• _Material provided_
##########

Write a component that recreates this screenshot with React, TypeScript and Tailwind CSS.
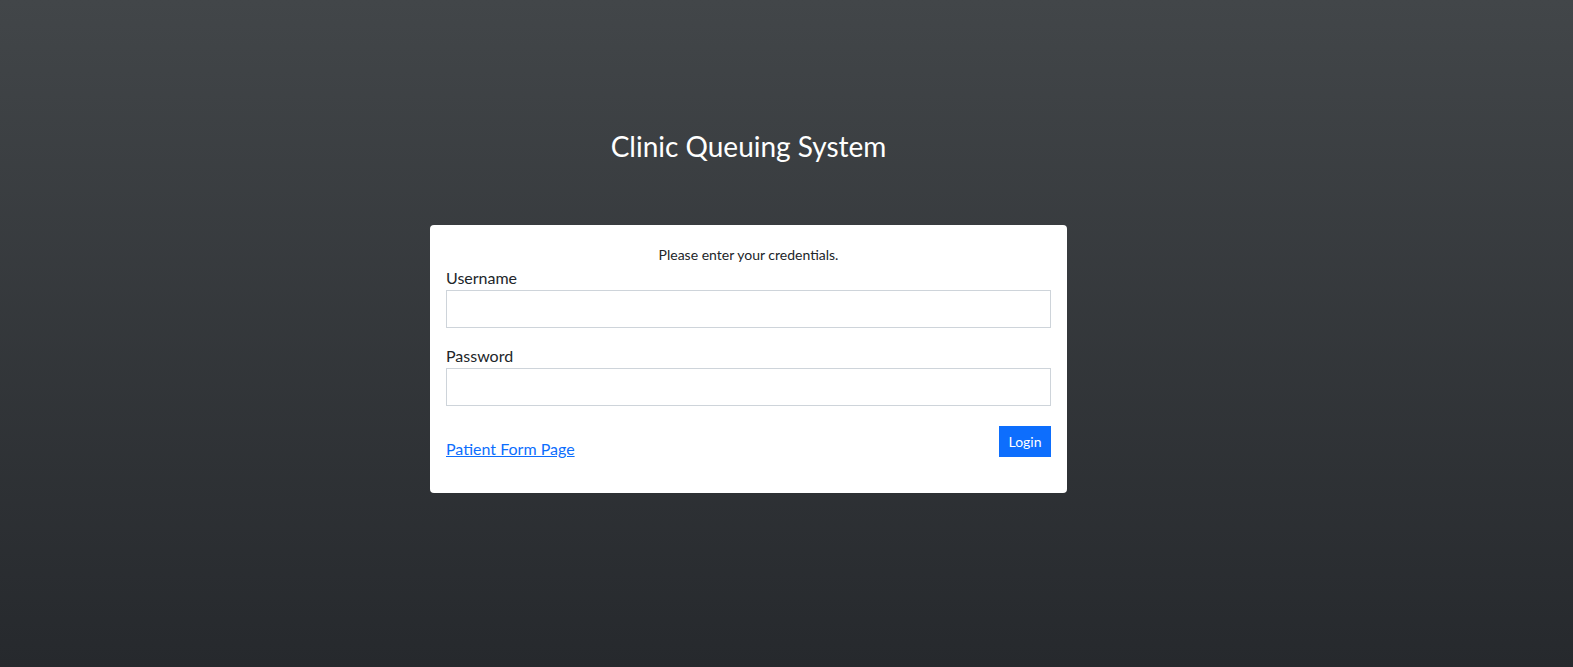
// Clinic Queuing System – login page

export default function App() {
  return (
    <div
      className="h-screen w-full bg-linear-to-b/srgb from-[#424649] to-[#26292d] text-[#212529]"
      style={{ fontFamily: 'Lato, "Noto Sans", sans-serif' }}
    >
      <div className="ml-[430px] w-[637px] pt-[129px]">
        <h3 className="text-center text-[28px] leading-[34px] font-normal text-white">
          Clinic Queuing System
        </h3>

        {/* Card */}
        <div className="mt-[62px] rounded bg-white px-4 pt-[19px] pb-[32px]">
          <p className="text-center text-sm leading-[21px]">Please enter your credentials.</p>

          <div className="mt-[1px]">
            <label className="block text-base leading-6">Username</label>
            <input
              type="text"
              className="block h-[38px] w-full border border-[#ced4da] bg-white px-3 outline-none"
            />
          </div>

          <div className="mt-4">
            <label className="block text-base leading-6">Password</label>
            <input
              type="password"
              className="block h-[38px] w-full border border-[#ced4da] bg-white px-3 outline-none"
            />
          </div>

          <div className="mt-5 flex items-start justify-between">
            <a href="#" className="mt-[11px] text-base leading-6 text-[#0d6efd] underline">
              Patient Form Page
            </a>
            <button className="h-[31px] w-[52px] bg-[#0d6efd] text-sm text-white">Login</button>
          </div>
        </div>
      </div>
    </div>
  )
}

##########

• _Aim_
Reproduce the whole listing above word for word, but not its pictures.

• _Result for this exercise_
Write a component that recreates this screenshot with React, TypeScript and Tailwind CSS.
// Clinic Queuing System – login page

export default function App() {
  return (
    <div
      className="h-screen w-full bg-linear-to-b/srgb from-[#424649] to-[#26292d] text-[#212529]"
      style={{ fontFamily: 'Lato, "Noto Sans", sans-serif' }}
    >
      <div className="ml-[430px] w-[637px] pt-[129px]">
        <h3 className="text-center text-[28px] leading-[34px] font-normal text-white">
          Clinic Queuing System
        </h3>

        {/* Card */}
        <div className="mt-[62px] rounded bg-white px-4 pt-[19px] pb-[32px]">
          <p className="text-center text-sm leading-[21px]">Please enter your credentials.</p>

          <div className="mt-[1px]">
            <label className="block text-base leading-6">Username</label>
            <input
              type="text"
              className="block h-[38px] w-full border border-[#ced4da] bg-white px-3 outline-none"
            />
          </div>

          <div className="mt-4">
            <label className="block text-base leading-6">Password</label>
            <input
              type="password"
              className="block h-[38px] w-full border border-[#ced4da] bg-white px-3 outline-none"
            />
          </div>

          <div className="mt-5 flex items-start justify-between">
            <a href="#" className="mt-[11px] text-base leading-6 text-[#0d6efd] underline">
              Patient Form Page
            </a>
            <button className="h-[31px] w-[52px] bg-[#0d6efd] text-sm text-white">Login</button>
          </div>
        </div>
      </div>
    </div>
  )
}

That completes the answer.